When you’re distilling a spirit, you’re basically finding some available sugar source (maybe it’s malted barley for whiskey, maybe it’s potatoes for vodka). You’ll feed that sugar to some yeast, which then metabolizes it into CO2 and alcohol. And then you age it, spend a weird amount of time obsessing about your label font (then again, people love fonts), and start selling the stuff.

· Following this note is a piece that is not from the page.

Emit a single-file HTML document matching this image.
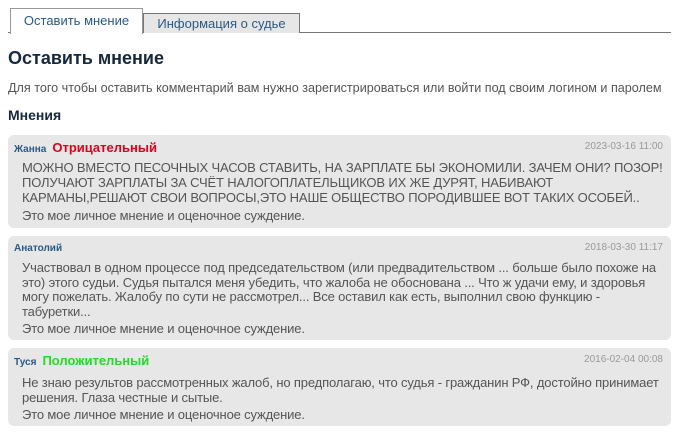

The mashing part of that whole process is where you transform that starch source into super-available sugars (in Scotch terminology, you end up with a wort, basically a hot cereal broth that’s full of sugar for yeast to binge on). Malted barley gets ground up into grist — a coarse flour — and it’s dosed with hot water and stirred, the goal being to coax as much fermentable sugar out of the starch source as possible. More sugar means more booze. Wow, what a hedonistic sentence.

Machine Mash
A typical mechanized mash tun

Nowadays, mashing is done in a giant covered mash tun, with mechanized parts doing the stirring while hot water is dosed in, the temperatures carefully regulated. And that’s why Glenturret’s hand-mashing actually matters. Compared to the modern process, it’s far less regulated — or rather welcomes with open arms a whole load of variables, from temperature (since the hand mashing tun has to be open for someone to stir) to how the mash is actually stirred, as those choices are made by a person, not a machine. If standard mechanized mashing is Danny Glover in Lethal Weapon, hand-mashing is Mel Gibson — they do they same job, but they work differently, and Riggs is a bit more of a renegade.

You don’t necessarily have to like the flavor of Glenturret whiskies (some of which go into the deservedly famous Famous Grouse), but you gotta respect that. In a world of various, mostly dubious, or just poorly thought out “hands-on” claims, this is one where the “human element” is no bullshit.

At Glenturret, there’s literally a guy standing over an open mash tun (and there are only six of those in Scotland, if that puts hand-mashing in perspective), stirring it like a giant bowl of intense-looking cream of wheat. Just eight hours later (yeah, they must be ripped), breakfast is ready! Not really, you’re just ready to ferment whiskey. Honestly, we don’t really care if he’s wearing a hair net. Just keep stirring, sir.